California regulators are considering declaring acetaminophen – the drug found in Tylenol – as a carcinogen. Studies examining the common painkiller's association with cancer have produced mixed results.

California regulators are considering labeling acetaminophen – the drug found in Tylenol and other common pain relievers – as a carcinogen.

The state's Proposition 65 law requires California to warn consumers of any chemicals known to cause cancer or reproductive toxicity. More than 900 chemicals have been added to the state's list – the largest in the United States – since the law passed in 1986.

But does acetaminophen, which has been used by millions of Americans for decades, actually cause cancer? The evidence isn't totally clear.

California regulators have reviewed 133 studies published in peer-reviewed journals, according to The Associated Press. Some of them found acetaminophen increased the risk of some cancers, including kidney, bladder and blood cancers. Others found no such link. Plus, scientists have struggled to isolate the drug from other variables that cause cancer.

Additionally, the International Agency for Research on Cancer has twice declined to declare acetaminophen a possible carcinogen, The AP reported.

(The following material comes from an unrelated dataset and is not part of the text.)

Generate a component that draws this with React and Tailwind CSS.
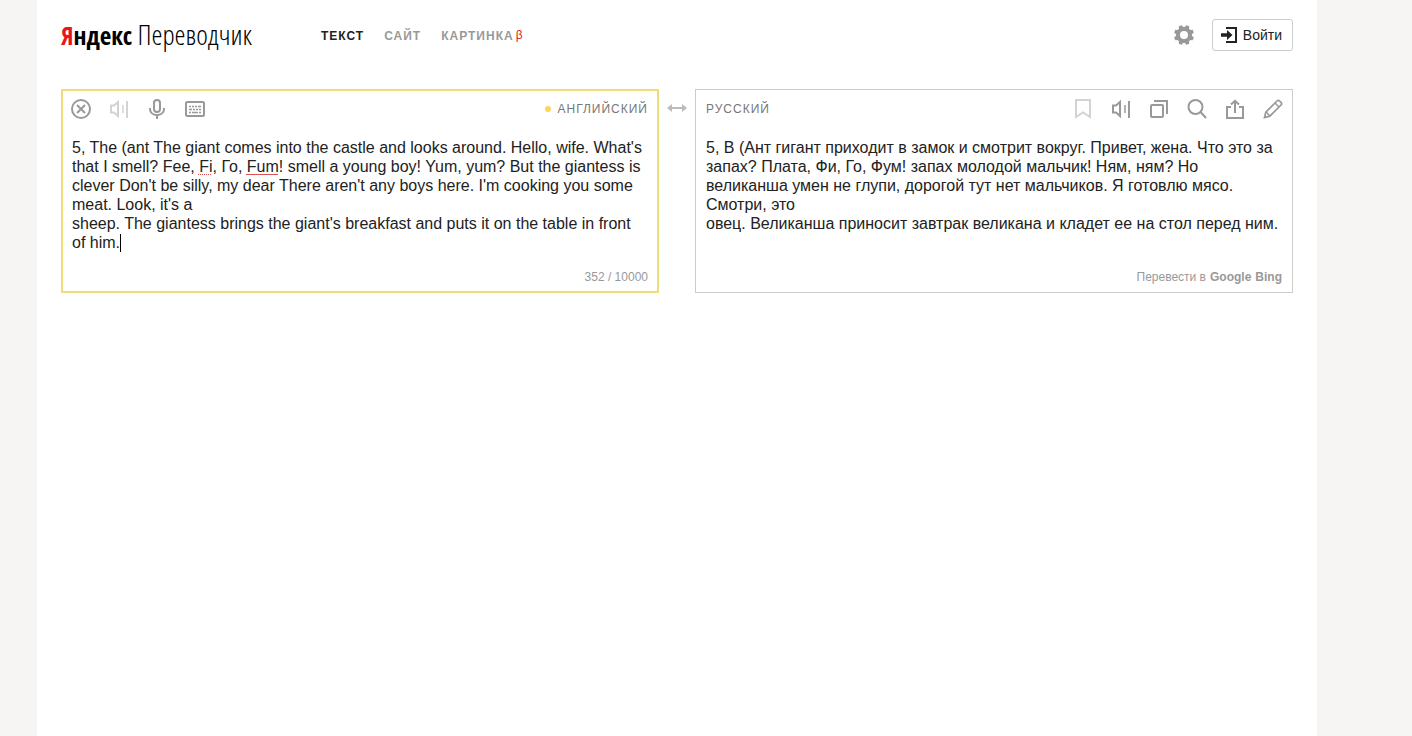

Acetaminophen has been used to treat mild to moderate pain, including fevers, since the 1950s. It is included in hundreds of over-the-counter medications, including Excedrin, Midol and DayQuil. And the World Health Organization includes it on its list of essential medications

California's Carcinogen Identification Committee, a group of scientists, will determine whether the state deems acetaminophen a carcinogen after public comments close on Jan. 27. If added to the list, regulators could require products containing acetaminophen to carry warning labels.